John Thornhill's membership of the exclusive club was remembered at Christie's South Kensington on November 7 courtesy of an 18th century gold and blue and white enamel mourning ring. It was inscribed Beef and Liberty and engraved to the reverse John Thornhill, Esq, Obt. 23 Sep 1757, Aet 57.

A similar example also made for John Thornhill was sold at Christie's in October 1990, when it fetched £2000 against an estimate of £1200-1500. "It wasn't unusual in those days for prominent people to order several rings to be distributed to friends and family after their death," said jewellery specialist Keith Penton.

Even so, the one sold in 1990 was the only other Beefsteak ring that specialists at Christie's had seen in their 20 years of experience, so it is fair to say they are rare.

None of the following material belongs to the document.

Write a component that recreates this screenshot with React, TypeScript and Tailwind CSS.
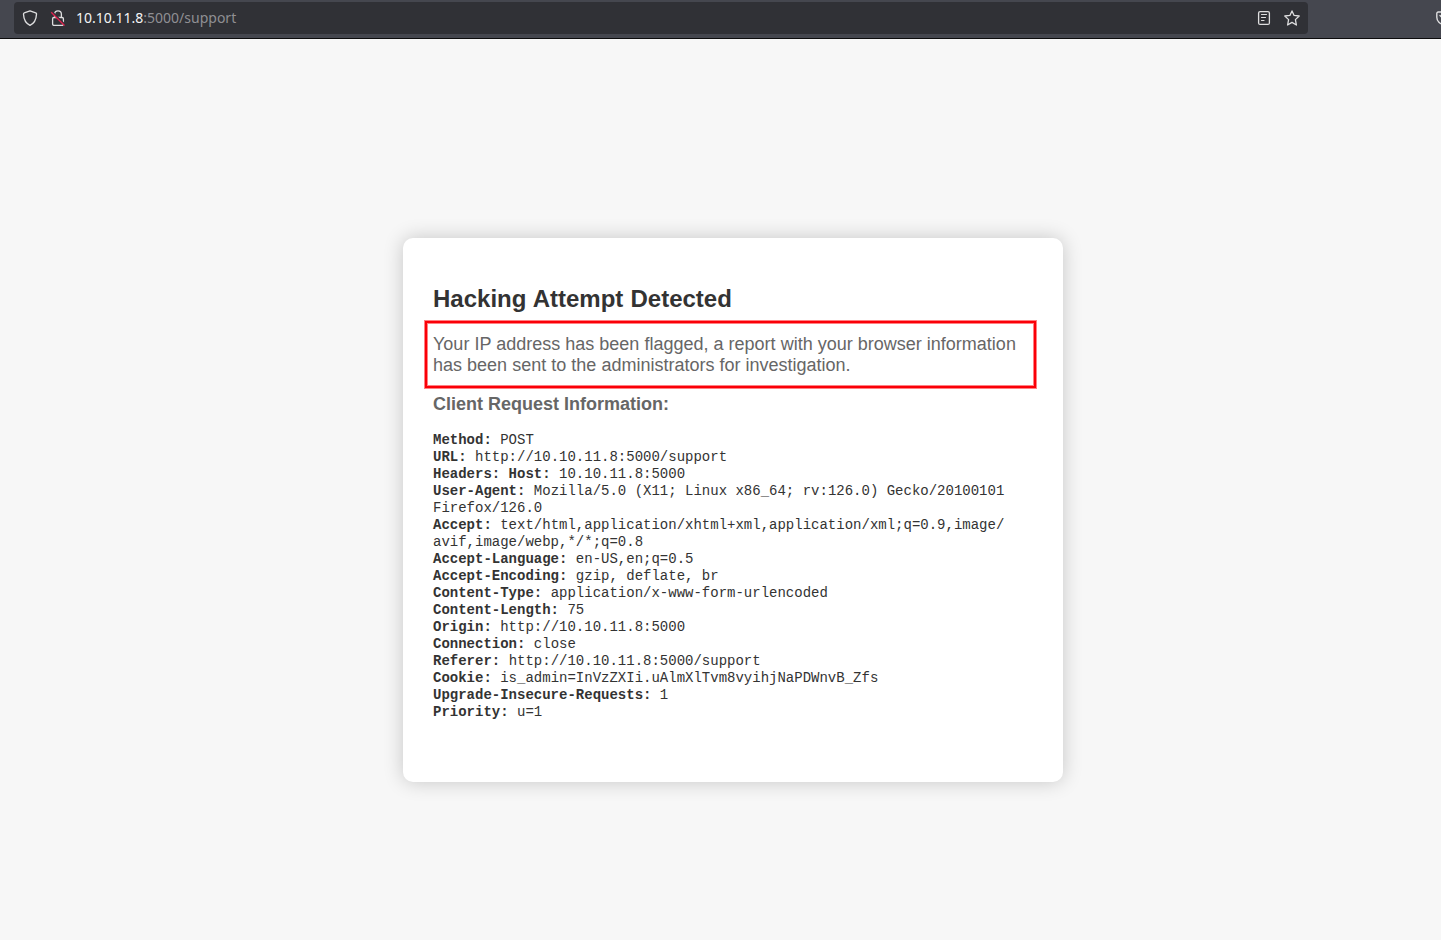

Someone who knew almost nothing about it consigned it over the counter, "so it was really fun for us to be able to research it, pinpoint which Thornhill it belonged to, and source the accompanying image of Thornhill from the National Portrait Gallery," said Mr Penton.

Although the original Beefsteak Club ceased to exist in 1867, the actor J.L. Toole founded a new one in 1876, which still meets today on Irving Street in the Covent Garden area. Various members of the club contacted Christie's expressing interest in the ring, but it is not known whether the private UK client who purchased it was one of them. Carrying the same estimate as 16 years ago, it fetched an equally respectable £3600 (plus 20% buyer's premium).